Tidak ada orang yang mampu membuka, jika Allah tidak berkehendak. Tidak ada satu pun yang mampu menutup, jika Allah berkehendak untuk membukanya. Allah berkalam, yang artinya,

“Apa saja yang Allah bukakan (anugerahkan) kepada manusia berupa rahmat, maka tidak ada seorang pun yang dapat menahannya; dan apa saja yang ditahan oleh Allah, maka tidak seorang pun yang sanggup melepaskannya sesudah itu. Dan Dialah Yang Mahaperkasa lagi Mahabijaksana.” (Fâthir: 2).

Seorang hamba yang menginginkan agar Allah membukakan baginya pintu-pintu kebaikan, maka sebaiknya ia memperbanyak berzikir dengan menyebut nama Al-Fattâh. Seorang hamba yang meneladani nama Allah Al-Fattâh, akan selalu berusaha untuk menjadi sebab terbukanya berbagai pintu dan jalan kebaikan bagi orang lain.

Referensi :

Dr. Hasan el-Qudsy, The Miracle of 99 Asmaul Husna, Ziyad Book, 2014

Al-Fattah adalah nama Allah yang ke-18 dari 99 Asmaul Husna. Al-Fattah berarti Pemutus Perkara. Allah adalah al-Khaliq , Pencipta, atas semua yang ada dalam kehidupan kita. Semua unsur ciptaan ini, baik yang ghaib maupun yang nyata, disebut dengan istilah makhluk. Ketika Allah menciptakan makhluk, pada saat yang sama, Dia telah pula menentukan aturan atau hukum yang berlaku untuk masing-masing unsur ciptaan tadi. Misalnya rotasi planet pada garis edarnya, pergantian siang dan malam, dan hidup, berkembang, serta matinya makhluk bernyawa, semua itu adalah bagian dari aturan atau ketentuan Allah yang berlaku dalam kehidupan makhluk.

Di antara unsur mahkluk ini, manusia menempati posisi yang berbeda. Manusia diberi amanat atau kekuasaan oleh Allah untuk mengatur dengan baik kehidupan di alam ini. Manusia diberi petunjuk oleh Allah bagaimana menjalankan amanat itu dengan baik. Petunjuk kehidupan itulah yang kita kenal dengan agama. Agama Islam berisi petunjuk-petunjuk, berupa perintah dan larangan, yang harus dijalankan oleh manusia.
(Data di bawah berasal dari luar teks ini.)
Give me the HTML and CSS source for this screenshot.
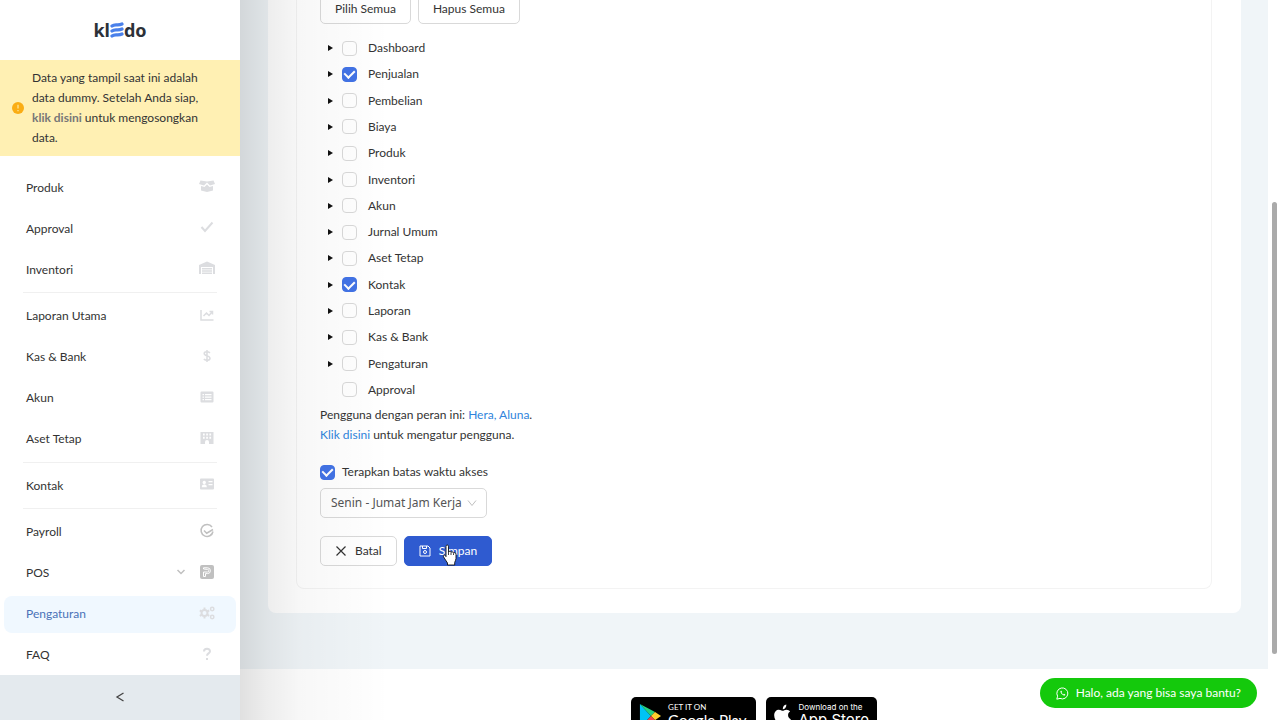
FILE: index.html
```html
<!DOCTYPE html>
<html lang="id">
<head>
  <meta charset="UTF-8" />
  <title>Kledo - Pengaturan Peran</title>
  <meta name="viewport" content="width=device-width, initial-scale=1.0" />
  <link rel="stylesheet" href="styles.css">
</head>
<body>
  <aside class="sidebar">
    <a class="logo" href="#" aria-label="kledo">
      <span>kl</span>
      <svg width="14" height="16" viewBox="0 0 14 16" fill="none" stroke="#4a80ea" stroke-width="3.2" stroke-linecap="round"><path d="M2 4C5 1.500 8 4.200 12 2M2 9C5 6.500 8 9.200 12 7M2 14C5 11.500 8 14.200 12 12"/></svg>
      <span>do</span>
    </a>

    <div class="notice">
      <svg class="notice-icon" width="12" height="12" viewBox="0 0 12 12"><circle cx="6" cy="6" r="6" fill="#faad14"/><path d="M6 2.800v3.800M6 8v1.200" stroke="#fff0b0" stroke-width="1.100"/></svg>
      <p>Data yang tampil saat ini adalah data dummy. Setelah Anda siap, <a href="#">klik disini</a> untuk mengosongkan data.</p>
    </div>

    <nav class="menu">
      <a class="menu-item" href="#"><span>Produk</span>
        <svg viewBox="0 0 16 16"><path d="M1.500 2.500L8 3.500l6.500-1L16 6l-5 1.500L8 4.500l-3 3L0 6zM2 8l3.500 1L8 6.500 10.500 9 14 8v4.500L8 14l-6-1.500z"/></svg></a>
      <a class="menu-item" href="#"><span>Approval</span>
        <svg viewBox="0 0 16 16"><path class="line thick" d="M2.500 8l3.500 4 7.500-8.500"/></svg></a>
      <a class="menu-item" href="#"><span>Inventori</span>
        <svg viewBox="0 0 16 16"><path d="M0 5l8-3.500L16 5v9h-2V7H2v7H0zM3 8h10v1.500H3zM3 10.300h10v1.500H3zM3 12.600h10V14H3z"/></svg></a>
      <hr>
      <a class="menu-item" href="#"><span>Laporan Utama</span>
        <svg viewBox="0 0 16 16"><path class="line" d="M2 3v10h12.500M4.500 9l3-3 2.500 2.500L13 5M10.500 4.500h3v3"/></svg></a>
      <a class="menu-item" href="#"><span>Kas &amp; Bank</span>
        <svg viewBox="0 0 16 16"><path class="line" d="M11 4.800C9 3.200 5.200 3.400 5.200 5.600c0 2.900 5.800 1.600 5.800 4.700 0 2.400-4 2.600-6.200.8M8 2v12"/></svg></a>
      <a class="menu-item" href="#"><span>Akun</span>
        <svg viewBox="0 0 16 16"><path fill-rule="evenodd" d="M2.500 2.500h11a1 1 0 0 1 1 1v9a1 1 0 0 1-1 1h-11a1 1 0 0 1-1-1v-9a1 1 0 0 1 1-1zM3.500 5v1.300H5V5zM6 5v1.300h6.500V5zM3.500 7.500v1.300H5V7.500zM6 7.500v1.300h6.500V7.500zM3.500 10v1.300H5V10zM6 10v1.300h6.500V10z"/></svg></a>
      <a class="menu-item" href="#"><span>Aset Tetap</span>
        <svg viewBox="0 0 16 16"><path fill-rule="evenodd" d="M1.500 2h13v12H10v-2a2 2 0 0 0-4 0v2H1.500zM4 3.500v2h1.700v-2zM7.200 3.500v2h1.700v-2zM10.400 3.500v2h1.700v-2zM4 6.700v2h1.700v-2zM7.200 6.700v2h1.700v-2zM10.400 6.700v2h1.700v-2z"/></svg></a>
      <hr>
      <a class="menu-item" href="#"><span>Kontak</span>
        <svg viewBox="0 0 16 16"><path fill-rule="evenodd" d="M2 2.500h12a1 1 0 0 1 1 1v9a1 1 0 0 1-1 1H2a1 1 0 0 1-1-1v-9a1 1 0 0 1 1-1zM5.200 4.800a1.700 1.700 0 1 0 .1 0zM2.800 11.300h5c0-2-.8-2.700-2.500-2.700s-2.500.7-2.500 2.700zM9.500 5v1.300h4V5zM9.500 8v1.300h4V8z"/></svg></a>
      <hr>
      <a class="menu-item dark" href="#"><span>Payroll</span>
        <svg viewBox="0 0 16 16"><path class="line" d="M13 4a6 6 0 1 0 1 4.500M5 7.500l2.700 2.700L14 6.500"/></svg></a>
      <a class="menu-item dark" href="#"><span>POS</span>
        <svg class="arrow" viewBox="0 0 12 12"><path class="line" d="M2.500 4L6 7.500 9.500 4"/></svg>
        <svg viewBox="0 0 16 16"><rect x="1" y="1" width="14" height="14" rx="2"/><path d="M4.500 5V3.800h4a2.900 2.900 0 0 1 0 5.800H6.500v2.900h-2V8h4a1.200 1.200 0 0 0 0-2.600z" fill="none" stroke="#fff" stroke-width="1"/></svg></a>
      <a class="menu-item active" href="#"><span>Pengaturan</span>
        <svg viewBox="0 0 16 16"><circle class="line thick" cx="5.500" cy="8" r="3"/><path class="line thick" d="M5.500 2.500v2M5.500 11.500v2M.8 5.300l1.700 1M8.500 9.800l1.700 1M.8 10.800l1.700-1M8.500 6.300l1.700-1"/><circle class="line" cx="13.200" cy="4" r="1.700"/><circle class="line" cx="13.200" cy="12" r="1.700"/></svg></a>
      <a class="menu-item" href="#"><span>FAQ</span>
        <svg viewBox="0 0 16 16"><path class="line thick" d="M5 5.500C5 2 11 2 11 5.200 11 7.400 8 7.400 8 9.700M8 12v2"/></svg></a>
    </nav>

    <button class="collapse" type="button" aria-label="Tutup menu">
      <svg width="10" height="10" viewBox="0 0 10 10" fill="none" stroke="#444" stroke-width="1.300"><path d="M8.500 1L2 5l6.500 4"/></svg>
    </button>
  </aside>

  <main class="page">
    <section class="card">
      <form class="role-form">
        <div class="toolbar">
          <button class="btn" type="button">Pilih Semua</button>
          <button class="btn" type="button">Hapus Semua</button>
        </div>

        <ul class="tree">
          <li><i class="caret"></i><label><input type="checkbox">Dashboard</label></li>
          <li><i class="caret"></i><label><input type="checkbox" checked>Penjualan</label></li>
          <li><i class="caret"></i><label><input type="checkbox">Pembelian</label></li>
          <li><i class="caret"></i><label><input type="checkbox">Biaya</label></li>
          <li><i class="caret"></i><label><input type="checkbox">Produk</label></li>
          <li><i class="caret"></i><label><input type="checkbox">Inventori</label></li>
          <li><i class="caret"></i><label><input type="checkbox">Akun</label></li>
          <li><i class="caret"></i><label><input type="checkbox">Jurnal Umum</label></li>
          <li><i class="caret"></i><label><input type="checkbox">Aset Tetap</label></li>
          <li><i class="caret"></i><label><input type="checkbox" checked>Kontak</label></li>
          <li><i class="caret"></i><label><input type="checkbox">Laporan</label></li>
          <li><i class="caret"></i><label><input type="checkbox">Kas &amp; Bank</label></li>
          <li><i class="caret"></i><label><input type="checkbox">Pengaturan</label></li>
          <li><i class="caret none"></i><label><input type="checkbox">Approval</label></li>
        </ul>

        <p class="users">Pengguna dengan peran ini: <a href="#">Hera, Aluna</a>.<br>
          <a href="#">Klik disini</a> untuk mengatur pengguna.</p>

        <label class="limit"><input type="checkbox" checked>Terapkan batas waktu akses</label>

        <div class="select-box">
          <select aria-label="Batas waktu akses">
            <option>Senin - Jumat Jam Kerja</option>
          </select>
          <svg width="10" height="10" viewBox="0 0 10 10" fill="none" stroke="#bfbfbf"><path d="M1 2.500l4 5 4-5"/></svg>
        </div>

        <div class="actions">
          <button class="btn" type="button">
            <svg width="12" height="12" viewBox="0 0 12 12" fill="none" stroke="#333" stroke-width="1.200"><path d="M1.500 1.500l9 9M10.500 1.500l-9 9"/></svg>
            Batal
          </button>
          <button class="btn primary" type="submit">
            <svg width="12" height="12" viewBox="0 0 12 12" fill="none" stroke="#fff"><path d="M1 1h8l2 2v8H1zM3.500 1v2.500h4V1"/><circle cx="6" cy="7" r="1.500"/></svg>
            Simpan
            <svg class="pointer" width="16" height="22" viewBox="0 0 16 22"><path d="M4 2.200C4 .6 6.500.6 6.500 2.200V8c.3-1 2.300-.9 2.500.3.600-.8 2.300-.5 2.500.7.800-.7 2.500-.3 2.500 1.200v4.300c0 1.500-1 2.500-1.300 4V21H5.500v-2c-1-2-3-4-4-6.200-.7-1.500.9-2.300 1.800-1.200l.7 1z" fill="#fff" stroke="#111" stroke-width=".9"/><path d="M6.500 8v3M9 8.500V11M11.500 9.300V11" stroke="#111" stroke-width=".8"/></svg>
          </button>
        </div>
      </form>
    </section>

    <footer class="footer">
      <a class="store google" href="#">
        <svg width="22" height="26" viewBox="0 0 24 26"><path d="M1 0v26l12-13z" fill="#00c3f5"/><path d="M1 0l12 13 4.500-4.500z" fill="#25d080"/><path d="M17.500 8.500L24 13l-6.500 4.500L13 13z" fill="#ffce2e"/><path d="M1 26l12-13 4.500 4.500z" fill="#f0404c"/></svg>
        <span><small>GET IT ON</small><b>Google Play</b></span>
      </a>
      <a class="store apple" href="#">
        <svg width="17" height="24" viewBox="0 0 18 24" fill="#fff"><path d="M9.300 6C9.200 3 11 1.200 13 1c.3 2.600-1.500 4.700-3.700 5zM9.300 7.500c1 0 2-1.100 4-1.100 1.500 0 2.900.8 3.700 2-3.200 2-2.600 6.700.8 8-.8 2.200-2.500 5.100-4.300 5.100-1.500 0-2-.9-3.800-.9s-2.300.9-3.700.9C3.400 21.500.2 16.300.2 12.400c0-4 2.500-6 5-6 1.700 0 3 1.100 4.100 1.100z"/></svg>
        <span><small>Download on the</small><b>App Store</b></span>
      </a>
    </footer>
    <div class="shade"></div>
  </main>

  <div class="scrollbar"></div>
  <a class="chat" href="#">
    <svg width="13" height="13" viewBox="0 0 13 13" fill="none" stroke="#fff"><path d="M.8 12.200l.8-3A5.500 5.500 0 1 1 4 11.400z"/><path d="M4.500 4c-.5 2 2.500 5 4.500 4.500l.3-1L8 6.800l-.8.600L5.500 5.800 6 5l-.5-1.200z" fill="#fff" stroke="none"/></svg>
    Halo, ada yang bisa saya bantu?
  </a>
</body>
</html>
```
FILE: styles.css
```css
* {
  box-sizing: border-box;
}
body {
  margin: 0;
  height: 100vh;
  display: flex;
  overflow: hidden;
  background: #fff;
  color: #333;
  font-family: Lato, "Noto Sans", sans-serif;
  font-size: 12px;
  line-height: 20px;
}
a {
  color: #2f84dc;
  text-decoration: none;
}
p {
  margin: 0;
}
button, select {
  font: inherit;
  color: inherit;
  cursor: pointer;
}

/* sidebar */
.sidebar {
  width: 240px;
  flex: none;
  display: flex;
  flex-direction: column;
  background: #fff;
}
.logo {
  height: 60px;
  display: flex;
  align-items: center;
  justify-content: center;
  color: #2d3138;
  font-family: "Noto Sans", sans-serif;
  font-size: 18px;
  font-weight: 700;
}
.notice {
  display: flex;
  align-items: center;
  gap: 8px;
  padding: 8px 24px 8px 12px;
  background: #fff0b3;
}
.notice-icon {
  flex: none;
}
.notice a {
  color: #777;
  font-weight: 700;
}
.menu {
  flex: 1;
  display: flex;
  flex-direction: column;
  justify-content: space-between;
  padding: 13px 4px 1px;
}
.menu hr {
  width: 194px;
  height: 1px;
  margin: 0 auto;
  border: 0;
  background: #f0f0f0;
}
.menu-item {
  height: 37px;
  display: flex;
  align-items: center;
  gap: 12px;
  padding: 0 21px 0 22px;
  border-radius: 8px;
  color: #333;
}
.menu-item span {
  flex: 1;
}
.menu-item svg {
  width: 16px;
  height: 16px;
  margin-bottom: 3px;
  fill: #dcdde0;
  stroke: none;
  color: #dcdde0;
}
.menu-item .arrow {
  width: 12px;
  height: 12px;
}
.menu-item .line {
  fill: none;
  stroke: currentColor;
  stroke-width: 1.5;
}
.menu-item .thick {
  stroke-width: 2;
}
.menu-item.dark svg {
  fill: #c0c0c0;
  color: #c0c0c0;
}
.menu-item.active {
  background: #f0f8ff;
  color: #4a72b8;
}
.collapse {
  height: 45px;
  border: 0;
  background: #e4eaee;
}

/* content */
.page {
  position: relative;
  flex: 1;
  margin-right: 12px;
  background: #f0f5f8;
  overflow: hidden;
}
.card {
  margin: 0 27px 56px 28px;
  padding: 0 29px 24px 28px;
  background: #fff;
  border-radius: 0 0 8px 8px;
}
.role-form {
  padding: 0 23px 22px;
  border: 1px solid #f3f3f3;
  border-top: 0;
  border-radius: 0 0 8px 8px;
}
.toolbar, .actions {
  display: flex;
  gap: 7px;
}
.toolbar {
  height: 24px;
  align-items: flex-end;
}
.btn {
  position: relative;
  height: 30px;
  display: flex;
  flex: none;
  align-items: center;
  gap: 8px;
  padding: 0 14px;
  border: 1px solid #d9d9d9;
  border-radius: 5px;
  background: #fff;
}
.btn.primary {
  border-color: #2f5bd0;
  background: #2f5bd0;
  color: #fff;
}
.pointer {
  position: absolute;
  left: 37px;
  top: 7px;
}
.tree {
  height: 368px;
  display: grid;
  grid-auto-rows: 1fr;
  margin: 11px 0 2px;
  padding: 0 0 0 8px;
  list-style: none;
}
.tree li {
  display: flex;
  align-items: center;
  gap: 9px;
}
.caret {
  border: 3px solid transparent;
  border-left: 5px solid #111;
  border-right: 0;
}
.caret.none {
  visibility: hidden;
}
.tree label, .limit {
  display: flex;
  align-items: center;
  gap: 11px;
}
.limit {
  gap: 7px;
}
input[type="checkbox"] {
  appearance: none;
  width: 15px;
  height: 15px;
  margin: 0;
  display: flex;
  align-items: center;
  justify-content: center;
  border: 1px solid #d9d9d9;
  border-radius: 4px;
  background: #fff;
}
input[type="checkbox"]:checked {
  border-color: #4273e6;
  background: #4273e6;
}
input[type="checkbox"]:checked::before {
  content: "";
  width: 5px;
  height: 8px;
  margin-bottom: 2px;
  border: solid #fff;
  border-width: 0 2px 2px 0;
  transform: rotate(45deg);
}
.limit {
  width: fit-content;
  margin: 17px 0 6px;
}
.select-box {
  position: relative;
  width: fit-content;
  margin-bottom: 18px;
}
.select-box select {
  appearance: none;
  height: 30px;
  padding: 0 24px 0 10px;
  border: 1px solid #d9d9d9;
  border-radius: 5px;
  background: #fff;
  color: #555;
  font-family: "Noto Sans", sans-serif;
}
.select-box svg {
  position: absolute;
  right: 10px;
  top: 10px;
  pointer-events: none;
}
.footer {
  height: 120px;
  display: flex;
  justify-content: center;
  align-items: flex-start;
  gap: 10px;
  padding-top: 28px;
  background: #fff;
}
.store {
  height: 38px;
  display: flex;
  padding: 6px 8px;
  gap: 7px;
  border-radius: 5px;
  background: #000;
  color: #fff;
  font-family: Lato, sans-serif;
}
.google {
  padding-right: 10px;
}
.store span {
  display: flex;
  flex-direction: column;
  white-space: nowrap;
}
.store small {
  font-size: 8px;
  line-height: 8px;
}
.store b {
  font-size: 15px;
  font-weight: 400;
  line-height: 18px;
}
.apple {
  font-family: Inter, sans-serif;
}
.shade {
  position: absolute;
  inset: 0 auto 0 0;
  width: 150px;
  background: linear-gradient(to right, rgba(0, 0, 0, 0.12), rgba(0, 0, 0, 0.07) 18%, rgba(0, 0, 0, 0.03) 40%, transparent);
  pointer-events: none;
}
.scrollbar {
  position: absolute;
  right: 3px;
  top: 202px;
  width: 5px;
  height: 452px;
  border-radius: 3px;
  background: #aaa;
}
.chat {
  position: absolute;
  right: 23px;
  bottom: 12px;
  height: 30px;
  display: flex;
  align-items: center;
  gap: 7px;
  padding: 0 16px;
  border-radius: 15px;
  background: #14c90c;
  color: #fff;
}
```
Karena itu pada akhir kehidupan nanti, di akhirat, manusia akan dihadapkan di muka pengadilan Allah untuk menerima keputusan akhir atas amal yang telah diperbuatnya di dunia.

Allah akan memberikan keputusan mengenai imbalan yang akan diterima setiap orang. Dalam hal ini Allah akan memberikan keputusan secara benar, karena Dia Maha Mengetahui atas segala apa yang telah diperbuat setiap orang. Tidak ada sesuatu pun yang luput dan tersembunyi dari pengetahuan-Nya.

Allah Swt. berfirman dalam surat Saba’ (34) ayat 26:

Artinya: “Katakanlah: ”Tuhan kita akan mengumpulkan kita semua, kemudian Dia memberi keputusan antara kita dengan benar. Dan Dialah Yang Maha Pemberi Keputusan lagi Maha Mengetahui”.” (QS. Saba’ (34): 26).

Belajar dari apa yang telah dicontohkan Allah dalam pengambilan keputusan, maka pada saat seseorang memberikan keputusan harus didasarkan pada pengetahuan yang lengkap. Seseorang tidak boleh mengambil keputusan yang menyangkut nasib orang lain atas dasar informasi yang sembarangan dan tidak akurat. Karena kalau hal itu terjadi, maka yang ada adalah ketidakadilan. Pengetahuan dan informasi yang lengkap dan akurat, misalnya berupa bukti-bukti, sangat dibutuhkan seorang hakim, sehingga setiap keputusannya memberikan rasa keadilan.